At a consultation-driven salon, that conversation happens upfront. Clients deserve to know not only what is possible, but what will help their hair stay beautiful after the appointment is over.
Why pricing can vary after a consultation
Hair color pricing often reflects more than the name of the service. Length, density, previous color, complexity, and time all play a role. That is not inconsistency. It is customization.
A client with very thick hair may need more product and more time than someone with fine, shoulder-length hair. A gray coverage appointment with a quick refresh is different from a color correction or a major tone shift. During a consultation, your stylist can explain what your hair requires so pricing feels clear, not vague.

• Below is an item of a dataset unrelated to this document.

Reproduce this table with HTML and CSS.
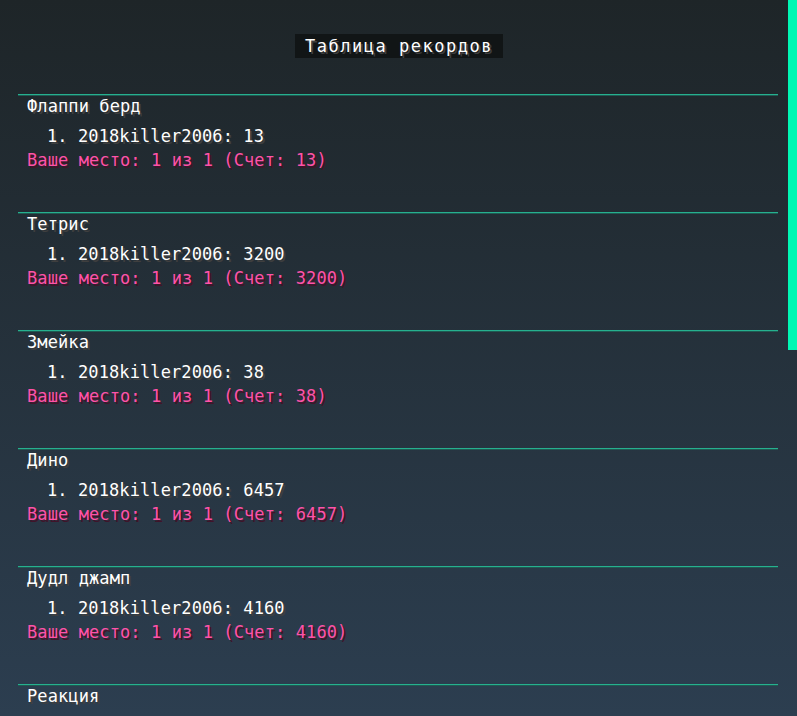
FILE: index.html
```html
<!DOCTYPE html>
<html lang="ru">
<head>
    <meta charset="UTF-8">
    <meta name="viewport" content="width=device-width, initial-scale=1.0">
    <title>Таблица рекордов</title>
    <link rel="stylesheet" href="styles.css">
</head>
<body>
    <div class="screen">
        <div class="header">
            <span class="title">Таблица рекордов</span>
        </div>
        <div class="list">
            <div class="game">
                <div class="game-name">Флаппи берд</div>
                <div class="entry">1. 2018killer2006: 13</div>
                <div class="place">Ваше место: 1 из 1 (Счет: 13)</div>
            </div>
            <div class="game">
                <div class="game-name">Тетрис</div>
                <div class="entry">1. 2018killer2006: 3200</div>
                <div class="place">Ваше место: 1 из 1 (Счет: 3200)</div>
            </div>
            <div class="game">
                <div class="game-name">Змейка</div>
                <div class="entry">1. 2018killer2006: 38</div>
                <div class="place">Ваше место: 1 из 1 (Счет: 38)</div>
            </div>
            <div class="game">
                <div class="game-name">Дино</div>
                <div class="entry">1. 2018killer2006: 6457</div>
                <div class="place">Ваше место: 1 из 1 (Счет: 6457)</div>
            </div>
            <div class="game">
                <div class="game-name">Дудл джамп</div>
                <div class="entry">1. 2018killer2006: 4160</div>
                <div class="place">Ваше место: 1 из 1 (Счет: 4160)</div>
            </div>
            <div class="game">
                <div class="game-name">Реакция</div>
            </div>
        </div>
        <div class="scrollbar"></div>
    </div>
</body>
</html>
```

FILE: styles.css
```css
html, body {
    margin: 0;
    height: 100%;
}
body {
    font-family: "DejaVu Sans Mono", "Liberation Mono", monospace;
    font-size: 17px;
    letter-spacing: 0.1px;
    color: #ffffff;
    background: linear-gradient(to bottom, #1e2528 0%, #2c3e50 100%);
    overflow: hidden;
}
.screen {
    position: relative;
    height: 716px;
    overflow: hidden;
}
.header {
    display: flex;
    justify-content: center;
    padding-top: 34px;
    padding-left: 1px;
}
.title {
    display: block;
    width: 208px;
    height: 24px;
    line-height: 24px;
    text-align: center;
    background-color: #111516;
    letter-spacing: 1.5px;
    text-shadow: 2px 2px 0 #3f3f3f;
}
.list {
    margin-top: 36px;
    padding: 0 19px 0 18px;
}
.game {
    border-top: 1px solid #26b08f;
    box-shadow: inset 0 1px 0 #1f5a52;
    padding: 1px 0 42px 9px;
}
.game-name,
.entry,
.place {
    line-height: 20px;
    white-space: nowrap;
    text-shadow: 2px 2px 0 #3f3f3f;
}
.entry {
    margin-top: 10px;
    padding-left: 20px;
}
.place {
    margin-top: 4px;
    color: #ff52a8;
    text-shadow: 2px 2px 0 #3f142a;
}
.scrollbar {
    position: absolute;
    top: 0;
    right: 0;
    width: 9px;
    height: 350px;
    background-color: #00f7b4;
}
```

That kind of transparency builds trust. It also helps clients make informed choices about what they want now and what can be scheduled later.
Choosing a salon that takes consultation seriously
Not every salon treats consultation as a true part of the service. Some treat it as a quick formality before mixing color. The difference shows.
A salon that values professional standards will take time to listen, assess, explain, and set realistic expectations. You should feel heard, not rushed. You should also feel confident that cleanliness, safety, and continued education are part of the experience, because modern color work depends on both technical skill and sound professional practice.
For clients in Wellington who want a color service that feels personalized from the start, that level of care matters. It is how appointments become long-term relationships instead of one-time fixes.
The right color appointment should leave you feeling more certain, not more confused. A thoughtful consultation gives you that clarity and turns your next salon visit into a plan you can feel good about.